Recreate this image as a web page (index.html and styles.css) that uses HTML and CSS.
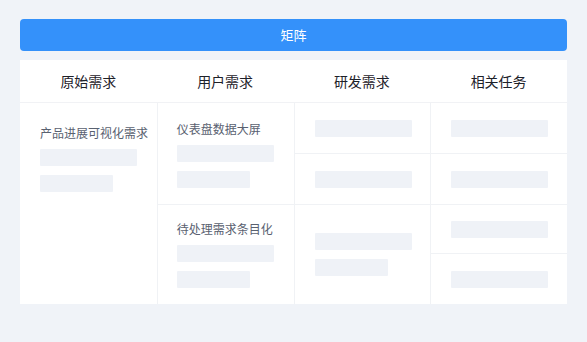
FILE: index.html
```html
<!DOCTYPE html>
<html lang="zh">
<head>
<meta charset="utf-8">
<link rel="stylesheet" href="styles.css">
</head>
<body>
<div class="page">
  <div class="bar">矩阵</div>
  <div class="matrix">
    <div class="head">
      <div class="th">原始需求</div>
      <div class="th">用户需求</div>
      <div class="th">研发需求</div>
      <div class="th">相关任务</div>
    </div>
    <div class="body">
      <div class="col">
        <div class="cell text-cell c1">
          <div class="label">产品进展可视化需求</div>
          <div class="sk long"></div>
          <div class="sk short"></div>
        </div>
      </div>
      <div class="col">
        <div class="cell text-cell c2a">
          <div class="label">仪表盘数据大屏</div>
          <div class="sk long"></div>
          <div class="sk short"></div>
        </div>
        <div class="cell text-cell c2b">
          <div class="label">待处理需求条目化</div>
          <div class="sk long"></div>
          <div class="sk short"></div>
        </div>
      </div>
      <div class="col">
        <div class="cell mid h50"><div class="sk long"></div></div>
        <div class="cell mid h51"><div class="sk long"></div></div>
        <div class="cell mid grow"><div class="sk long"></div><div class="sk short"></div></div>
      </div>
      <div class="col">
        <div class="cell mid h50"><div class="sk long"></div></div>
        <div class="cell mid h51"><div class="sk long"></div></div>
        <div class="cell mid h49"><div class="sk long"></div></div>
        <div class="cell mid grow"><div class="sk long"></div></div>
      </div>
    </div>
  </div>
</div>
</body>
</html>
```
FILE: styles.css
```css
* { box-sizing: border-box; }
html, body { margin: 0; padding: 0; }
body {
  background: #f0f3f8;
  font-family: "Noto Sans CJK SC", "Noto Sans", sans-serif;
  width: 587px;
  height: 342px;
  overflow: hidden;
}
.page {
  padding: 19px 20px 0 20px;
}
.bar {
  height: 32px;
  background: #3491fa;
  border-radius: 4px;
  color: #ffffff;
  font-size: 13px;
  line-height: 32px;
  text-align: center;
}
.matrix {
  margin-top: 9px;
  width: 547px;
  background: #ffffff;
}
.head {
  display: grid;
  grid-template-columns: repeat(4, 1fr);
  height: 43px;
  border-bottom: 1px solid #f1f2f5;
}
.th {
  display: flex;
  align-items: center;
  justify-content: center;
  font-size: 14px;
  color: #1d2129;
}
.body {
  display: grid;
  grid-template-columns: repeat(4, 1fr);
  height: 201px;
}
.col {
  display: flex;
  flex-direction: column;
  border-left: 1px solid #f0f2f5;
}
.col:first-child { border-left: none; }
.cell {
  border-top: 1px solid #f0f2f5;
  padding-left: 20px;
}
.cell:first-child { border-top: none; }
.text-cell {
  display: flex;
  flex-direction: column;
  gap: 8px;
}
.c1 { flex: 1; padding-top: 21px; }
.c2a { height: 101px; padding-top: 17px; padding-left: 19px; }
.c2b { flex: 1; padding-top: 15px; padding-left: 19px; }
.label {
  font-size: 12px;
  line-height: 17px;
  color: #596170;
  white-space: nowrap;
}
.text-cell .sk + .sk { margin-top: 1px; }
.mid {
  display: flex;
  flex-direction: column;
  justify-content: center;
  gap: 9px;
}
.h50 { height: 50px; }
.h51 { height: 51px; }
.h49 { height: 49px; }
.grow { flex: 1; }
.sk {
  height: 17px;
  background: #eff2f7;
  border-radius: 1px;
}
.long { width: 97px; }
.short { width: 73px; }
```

***

▶ The problem
Go through the lines above. Select every one that has the string "index".

▶ Response to the exercise
Recreate this image as a web page (index.html and styles.css) that uses HTML and CSS.
FILE: index.html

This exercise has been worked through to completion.